What Will Your Personal Credit Report Tell You?

Your lender may use any one of these three bureaus, so you should ensure that your credit reports from all three are accurate. Order your three credit reports. Then you can compare them, looking for mistakes or any differences. The credit reports may also help you see your financial picture more clearly. There may be a credit card or a line of credit still open that you have forgotten about. You may have opened store accounts that you don’t use any more. Too many store credit cards may reduce your credit score. By law, the credit bureau should remove information about a bankruptcy that is more than ten years old. The credit bureau should also remove ANY other negative information that is over seven years old. You should check that they have done so.

Because identity theft and other credit scams are prevalent, you should stay on top of your credit report. The credit agencies often make mistakes themselves. Your credit report changes daily when banks and businesses report your financial activities to the credit bureaus. You can run a report one minute and get one picture of your personal credit status and then run it a day later and get a totally different picture.

Review your credit history at least every twelve months. You will be able to catch any mistakes, close any unneeded lines of credit, and review your payment habits. The quality of your credit report determines your ability to borrow money for your new home. It is your job to set the record straight if you spot any inaccuracies.

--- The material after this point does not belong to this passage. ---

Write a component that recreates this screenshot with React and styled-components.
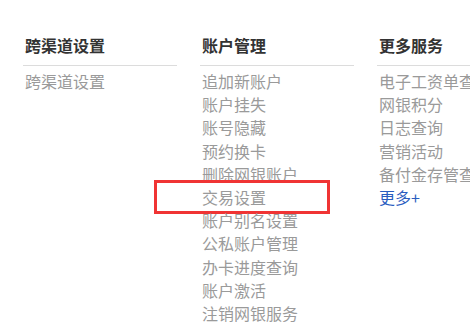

What if You Find a Mistake on Your Credit Report
That Affects Your Good Credit Rating?

Your rights are set forth in the Fair Credit Reporting Act. You should inform the credit bureau directly. There will be a dispute form included with the credit report you received. You can also write a letter to the bureau, or you can file a dispute online or by telephone. If the amount of the mistake on your credit report is substantial, send all your communications by registered letter. The credit bureau then has 30 days to verify the item or to remove the inaccuracy. When the dispute is resolved, request a copy of your revised credit report to verify that the correction has been made. This follow-up credit report is also free.

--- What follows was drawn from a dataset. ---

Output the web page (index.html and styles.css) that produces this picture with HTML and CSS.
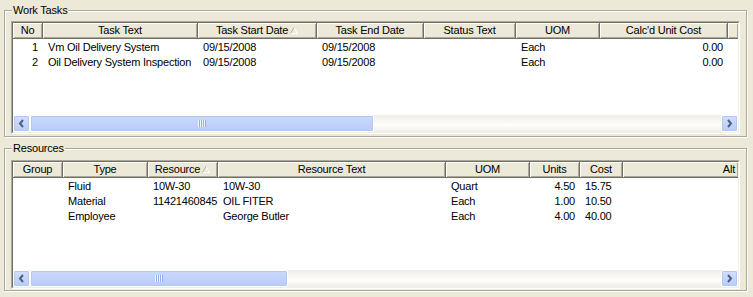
FILE: index.html
```html
<!DOCTYPE html>
<html>
<head>
<meta charset="utf-8">
<link rel="stylesheet" href="styles.css">
</head>
<body>
<div class="page">
  <div class="group g1">
    <span class="legend">Work Tasks</span>
    <div class="grid grid1">
      <div class="inner">
        <div class="hdr">
          <div class="hc" style="width:30px">No</div>
          <div class="hc" style="width:155px">Task Text</div>
          <div class="hc" style="width:119px">Task Start Date<svg class="sort" width="8" height="7" viewBox="0 0 8 7"><path d="M0.5 6.5 L4 0.5 L7.5 6.5 Z" fill="none" stroke="#fff" stroke-width="1"/><path d="M0.5 6.5 L4 0.5" fill="none" stroke="#ACA899" stroke-width="1"/></svg></div>
          <div class="hc" style="width:107px">Task End Date</div>
          <div class="hc" style="width:92px">Status Text</div>
          <div class="hc" style="width:84px">UOM</div>
          <div class="hc" style="width:128px">Calc'd Unit Cost</div>
          <div class="hc hfill"></div>
        </div>
        <div class="body b1">
          <div class="row">
            <div class="c r" style="width:30px">1</div>
            <div class="c" style="width:155px">Vm Oil Delivery System</div>
            <div class="c" style="width:119px">09/15/2008</div>
            <div class="c" style="width:107px">09/15/2008</div>
            <div class="c" style="width:92px"></div>
            <div class="c" style="width:84px">Each</div>
            <div class="c r" style="width:128px">0.00</div>
          </div>
          <div class="row">
            <div class="c r" style="width:30px">2</div>
            <div class="c" style="width:155px">Oil Delivery System Inspection</div>
            <div class="c" style="width:119px">09/15/2008</div>
            <div class="c" style="width:107px">09/15/2008</div>
            <div class="c" style="width:92px"></div>
            <div class="c" style="width:84px">Each</div>
            <div class="c r" style="width:128px">0.00</div>
          </div>
        </div>
        <div class="sb">
          <div class="btn"><svg width="15" height="15" viewBox="0 0 15 15"><path d="M9 4 L6 7.5 L9 11" fill="none" stroke="#4D6185" stroke-width="2"/></svg></div>
          <div class="track">
            <div class="thumb" style="width:344px"><svg width="8" height="7" viewBox="0 0 8 7"><path d="M0.5 0V7M2.5 0V7M4.5 0V7M6.5 0V7" stroke="#EEF4FE" stroke-width="1"/><path d="M1.5 0V7M3.5 0V7M5.5 0V7M7.5 0V7" stroke="#8CB0F8" stroke-width="1"/></svg></div>
          </div>
          <div class="btn"><svg width="15" height="15" viewBox="0 0 15 15"><path d="M6 4 L9 7.5 L6 11" fill="none" stroke="#4D6185" stroke-width="2"/></svg></div>
        </div>
      </div>
    </div>
  </div>

  <div class="group g2">
    <span class="legend">Resources</span>
    <div class="grid grid2">
      <div class="inner">
        <div class="hdr">
          <div class="hc" style="width:50px">Group</div>
          <div class="hc" style="width:85px">Type</div>
          <div class="hc" style="width:70px">Resource<svg class="sort" width="8" height="7" viewBox="0 0 8 7"><path d="M0.5 6.5 L4 0.5 L7.5 6.5 Z" fill="none" stroke="#fff" stroke-width="1"/><path d="M0.5 6.5 L4 0.5" fill="none" stroke="#ACA899" stroke-width="1"/></svg></div>
          <div class="hc" style="width:228px">Resource Text</div>
          <div class="hc" style="width:84px">UOM</div>
          <div class="hc" style="width:50px">Units</div>
          <div class="hc" style="width:43px">Cost</div>
          <div class="hc hfill hr">Alt</div>
        </div>
        <div class="body b2">
          <div class="row">
            <div class="c" style="width:50px"></div>
            <div class="c" style="width:85px">Fluid</div>
            <div class="c" style="width:70px">10W-30</div>
            <div class="c" style="width:228px">10W-30</div>
            <div class="c" style="width:84px">Quart</div>
            <div class="c r" style="width:50px">4.50</div>
            <div class="c" style="width:43px">15.75</div>
          </div>
          <div class="row">
            <div class="c" style="width:50px"></div>
            <div class="c" style="width:85px">Material</div>
            <div class="c" style="width:70px">11421460845</div>
            <div class="c" style="width:228px">OIL FITER</div>
            <div class="c" style="width:84px">Each</div>
            <div class="c r" style="width:50px">1.00</div>
            <div class="c" style="width:43px">10.50</div>
          </div>
          <div class="row">
            <div class="c" style="width:50px"></div>
            <div class="c" style="width:85px">Employee</div>
            <div class="c" style="width:70px"></div>
            <div class="c" style="width:228px">George Butler</div>
            <div class="c" style="width:84px">Each</div>
            <div class="c r" style="width:50px">4.00</div>
            <div class="c" style="width:43px">40.00</div>
          </div>
        </div>
        <div class="sb">
          <div class="btn"><svg width="15" height="15" viewBox="0 0 15 15"><path d="M9 4 L6 7.5 L9 11" fill="none" stroke="#4D6185" stroke-width="2"/></svg></div>
          <div class="track">
            <div class="thumb" style="width:258px"><svg width="8" height="7" viewBox="0 0 8 7"><path d="M0.5 0V7M2.5 0V7M4.5 0V7M6.5 0V7" stroke="#EEF4FE" stroke-width="1"/><path d="M1.5 0V7M3.5 0V7M5.5 0V7M7.5 0V7" stroke="#8CB0F8" stroke-width="1"/></svg></div>
          </div>
          <div class="btn"><svg width="15" height="15" viewBox="0 0 15 15"><path d="M6 4 L9 7.5 L6 11" fill="none" stroke="#4D6185" stroke-width="2"/></svg></div>
        </div>
      </div>
    </div>
  </div>
</div>
</body>
</html>
```
FILE: styles.css
```css
* { box-sizing: border-box; }
html, body {
  margin: 0;
  padding: 0;
  background: #ECE9D8;
  font-family: "Liberation Sans", Arial, sans-serif;
  font-size: 11px;
  letter-spacing: -0.2px;
  color: #000;
  width: 753px;
  height: 297px;
  overflow: hidden;
}
.page {
  padding: 10px 0 0 4px;
  display: flex;
  flex-direction: column;
  gap: 11px;
}
.group {
  position: relative;
  width: 743px;
  border: 1px solid #ACA899;
  box-shadow: inset 1px 1px 0 #fff, 1px 1px 0 #fff;
  padding: 10px 0 0 6px;
}
.g1 { height: 127px; }
.g2 { height: 143px; padding-top: 11px; }
.legend {
  position: absolute;
  left: 7px;
  top: -8px;
  padding: 0 1px;
  background: #ECE9D8;
  line-height: 14px;
}
.grid {
  width: 729px;
  border: 1px solid;
  border-color: #ACA899 #fff #fff #ACA899;
  background: #fff;
}
.grid1 { height: 113px; }
.grid2 { height: 129px; }
.inner {
  height: 100%;
  border: 1px solid;
  border-color: #716F64 #F1EFE2 #F1EFE2 #716F64;
  display: flex;
  flex-direction: column;
  background: #fff;
  overflow: hidden;
}
.hdr {
  display: flex;
  height: 16px;
  flex: none;
}
.hc {
  flex: none;
  height: 16px;
  background: #ECE9D8;
  border-right: 1px solid #716F64;
  border-bottom: 1px solid #716F64;
  box-shadow: inset 1px 1px 0 #fff, inset -1px -1px 0 #ACA899;
  display: flex;
  align-items: center;
  justify-content: center;
  line-height: 13px;
  white-space: nowrap;
  overflow: hidden;
}
.hfill { flex: 1; border-right: none; }
.hr { justify-content: flex-end; padding-right: 3px; }
.sort { margin-left: 2px; margin-top: -1px; }
.body {
  flex: 1;
  background: #fff;
  padding-top: 1px;
}
.row {
  display: flex;
  height: 15px;
  line-height: 15px;
}
.c {
  flex: none;
  padding: 0 0 0 5px;
  white-space: nowrap;
  overflow: hidden;
}
.r { text-align: right; padding: 0 5px 0 0; }
.sb {
  flex: none;
  height: 17px;
  display: flex;
  background: linear-gradient(to bottom, #EEEDE5 0%, #F3F1EC 15%, #FEFEFB 60%, #F3F1EC 90%, #EEEDE5 100%);
}
.btn {
  flex: none;
  width: 17px;
  height: 17px;
  border: 1px solid #fff;
  border-radius: 2px;
  background: linear-gradient(to bottom, #D2DEFB, #BACCF8);
  box-shadow: inset 0 0 0 1px #B4C8F6;
  display: flex;
  align-items: center;
  justify-content: center;
}
.track {
  flex: 1;
  display: flex;
}
.thumb {
  height: 17px;
  border: 1px solid #fff;
  border-radius: 2px;
  background: linear-gradient(to bottom, #CBD8FC, #B8CCF9);
  box-shadow: inset 0 0 0 1px #B4C8F6;
  display: flex;
  align-items: center;
  justify-content: center;
}
```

If you do not hear from the credit bureau, notify them by registered letter that, if they do not contact you within 7 days, you will file a formal complaint with the Federal Trade Commission. You can file this complaint to the FTC online at www.ftc.gov.

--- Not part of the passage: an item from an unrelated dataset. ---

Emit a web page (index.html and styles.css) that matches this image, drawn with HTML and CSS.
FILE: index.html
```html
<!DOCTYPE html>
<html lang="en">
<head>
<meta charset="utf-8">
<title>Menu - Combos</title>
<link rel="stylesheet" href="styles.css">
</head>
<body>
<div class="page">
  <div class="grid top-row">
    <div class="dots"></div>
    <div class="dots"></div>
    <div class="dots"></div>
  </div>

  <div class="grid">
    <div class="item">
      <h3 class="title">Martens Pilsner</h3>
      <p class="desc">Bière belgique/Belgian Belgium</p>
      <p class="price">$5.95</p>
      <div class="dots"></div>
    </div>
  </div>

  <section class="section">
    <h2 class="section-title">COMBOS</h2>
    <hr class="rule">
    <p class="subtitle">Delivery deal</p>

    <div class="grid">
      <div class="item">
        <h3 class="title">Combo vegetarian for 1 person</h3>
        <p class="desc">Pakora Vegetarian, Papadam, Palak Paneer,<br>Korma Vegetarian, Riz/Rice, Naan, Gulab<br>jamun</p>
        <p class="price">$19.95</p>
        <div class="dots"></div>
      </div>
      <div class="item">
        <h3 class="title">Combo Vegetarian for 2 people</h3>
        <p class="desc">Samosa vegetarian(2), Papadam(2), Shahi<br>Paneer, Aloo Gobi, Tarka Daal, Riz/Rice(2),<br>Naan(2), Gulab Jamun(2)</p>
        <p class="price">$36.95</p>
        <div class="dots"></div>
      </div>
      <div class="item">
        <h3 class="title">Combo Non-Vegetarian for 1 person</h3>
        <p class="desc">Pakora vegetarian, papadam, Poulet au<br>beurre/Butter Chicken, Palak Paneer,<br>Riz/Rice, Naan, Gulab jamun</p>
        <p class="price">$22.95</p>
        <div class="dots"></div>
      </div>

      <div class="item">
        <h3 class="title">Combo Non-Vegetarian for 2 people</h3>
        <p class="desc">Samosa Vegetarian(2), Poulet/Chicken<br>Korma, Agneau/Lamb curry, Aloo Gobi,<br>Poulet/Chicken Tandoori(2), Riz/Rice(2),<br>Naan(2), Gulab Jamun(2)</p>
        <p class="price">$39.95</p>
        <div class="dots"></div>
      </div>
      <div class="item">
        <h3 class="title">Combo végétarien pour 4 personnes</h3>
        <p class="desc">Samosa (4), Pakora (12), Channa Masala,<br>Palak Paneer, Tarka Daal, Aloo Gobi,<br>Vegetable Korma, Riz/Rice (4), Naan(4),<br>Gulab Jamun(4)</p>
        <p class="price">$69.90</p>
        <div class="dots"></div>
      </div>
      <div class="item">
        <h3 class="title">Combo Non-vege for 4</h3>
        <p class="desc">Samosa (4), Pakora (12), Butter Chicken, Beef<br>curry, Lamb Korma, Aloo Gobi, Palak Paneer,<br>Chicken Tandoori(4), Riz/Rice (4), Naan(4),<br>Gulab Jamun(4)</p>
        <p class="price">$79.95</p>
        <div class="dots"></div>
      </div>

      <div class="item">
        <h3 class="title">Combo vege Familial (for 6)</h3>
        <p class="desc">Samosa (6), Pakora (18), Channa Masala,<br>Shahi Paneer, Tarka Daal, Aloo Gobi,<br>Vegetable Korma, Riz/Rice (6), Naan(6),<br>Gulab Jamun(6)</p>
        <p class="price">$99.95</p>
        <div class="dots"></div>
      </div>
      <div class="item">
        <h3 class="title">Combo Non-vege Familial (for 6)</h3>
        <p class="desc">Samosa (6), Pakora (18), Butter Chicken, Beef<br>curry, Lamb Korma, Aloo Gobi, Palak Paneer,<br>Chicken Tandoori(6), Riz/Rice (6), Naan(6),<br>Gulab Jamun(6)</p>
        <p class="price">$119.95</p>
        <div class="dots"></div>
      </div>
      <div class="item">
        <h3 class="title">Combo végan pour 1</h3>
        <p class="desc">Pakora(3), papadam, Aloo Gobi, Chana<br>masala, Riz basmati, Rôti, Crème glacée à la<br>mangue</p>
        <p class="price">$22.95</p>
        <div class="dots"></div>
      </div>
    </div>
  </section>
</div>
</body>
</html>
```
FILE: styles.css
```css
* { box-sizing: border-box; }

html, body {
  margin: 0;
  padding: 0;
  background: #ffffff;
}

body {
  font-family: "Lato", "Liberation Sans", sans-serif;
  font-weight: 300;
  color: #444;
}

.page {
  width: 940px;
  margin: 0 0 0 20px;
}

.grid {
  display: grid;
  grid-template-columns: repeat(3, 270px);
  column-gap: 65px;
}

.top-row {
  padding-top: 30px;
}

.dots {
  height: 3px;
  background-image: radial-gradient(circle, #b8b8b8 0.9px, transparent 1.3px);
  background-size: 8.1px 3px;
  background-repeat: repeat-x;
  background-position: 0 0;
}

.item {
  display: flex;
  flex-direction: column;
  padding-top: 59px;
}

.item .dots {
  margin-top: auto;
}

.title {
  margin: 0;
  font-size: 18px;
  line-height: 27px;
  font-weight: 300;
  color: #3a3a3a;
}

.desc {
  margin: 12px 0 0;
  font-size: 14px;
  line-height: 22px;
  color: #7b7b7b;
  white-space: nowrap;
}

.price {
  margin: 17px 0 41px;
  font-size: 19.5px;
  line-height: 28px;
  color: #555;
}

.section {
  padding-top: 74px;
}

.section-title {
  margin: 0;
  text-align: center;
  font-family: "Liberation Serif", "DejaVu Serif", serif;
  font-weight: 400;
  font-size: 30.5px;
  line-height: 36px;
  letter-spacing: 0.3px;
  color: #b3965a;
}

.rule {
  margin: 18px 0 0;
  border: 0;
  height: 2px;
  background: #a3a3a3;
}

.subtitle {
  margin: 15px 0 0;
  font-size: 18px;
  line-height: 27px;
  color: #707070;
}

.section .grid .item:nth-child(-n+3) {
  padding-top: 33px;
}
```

When Your Credit Report Shows a Bad Credit Rating, What Can You Do?

If there is a negative item on your credit report, you have the right to provide an explanation that will be included in your credit report. Your information will not improve your credit score, but a lender might take it into consideration.

How Can You Improve Your FICO Credit Score and Good Credit Rating?

Here are some ways you can improve your credit score and credit rating.
  • Build credit, if you don’t have any. You should obtain one or two major credit cards, use them and pay them off in full every month. This will establish the line of credit and improve your FICO score. Do not use the cards as an excuse to go into debt.
  • Make all your credit payments on time. Pay at least the minimum payment every month. Being late even once will damage your FICO score.
  • Keep your debt-to-credit ratio as low as possible. In other words, don’t max out your credit cards. Using the total available credit on your cards lowers your FICO score.
  • Don’t try to get a lot of credit at once. Heavy activity makes credit bureaus think you have a cash flow problem.
  • History helps. The longer you have credit with people, the more you look like a good risk. So once you get a credit card, keep it open.

Should I Close My Credit Card Accounts
to Get a Good FICO Credit Score and Good Credit Rating?

Intuitively, you would think that closing a credit card account and reducing your access to debt would be a positive step. But credit bureaus think otherwise. It seems irrational, but paying off debt and closing an account is not helpful to your credit score. By closing an account, you eliminate a line of credit and the good history you have built up, and you increase your debt-to-credit ratio. This means that you decrease your credit capacity. Since 30% of your FICO score is based on your credit capacity, closing a credit card account lowers your credit score. Therefore, if you plan to apply for a mortgage loan soon, do not close any accounts.

As we have said, for the purpose of your good credit rating, opening a credit card account is viewed as healthy, and closing an account is scored negatively. However, credit cards must be used with discretion. Credit cards are very profitable for the banks that offer them. Banks know from experience that people will spend more money than they have, accumulate credit card debt and thereby pay late fees and finance charges computed at exorbitant and escalating rates. Credit card companies and retail outlets have brainwashed consumers into thinking that it acceptable to spend money that they do not have. No matter what the ads say, there is no prestige in holding a “platinum” credit card. All that results is a bigger bill to pay at the end of the month.

When your credit report is healthy and your FICO credit score is strong, you are one step closer to owning your first home. Real estate is still the best investment for the average Joe and Jane who want to plan for the future. Owning real estate is the first step to create wealth for yourself.

It is my heartfelt wish that you have a very happy day.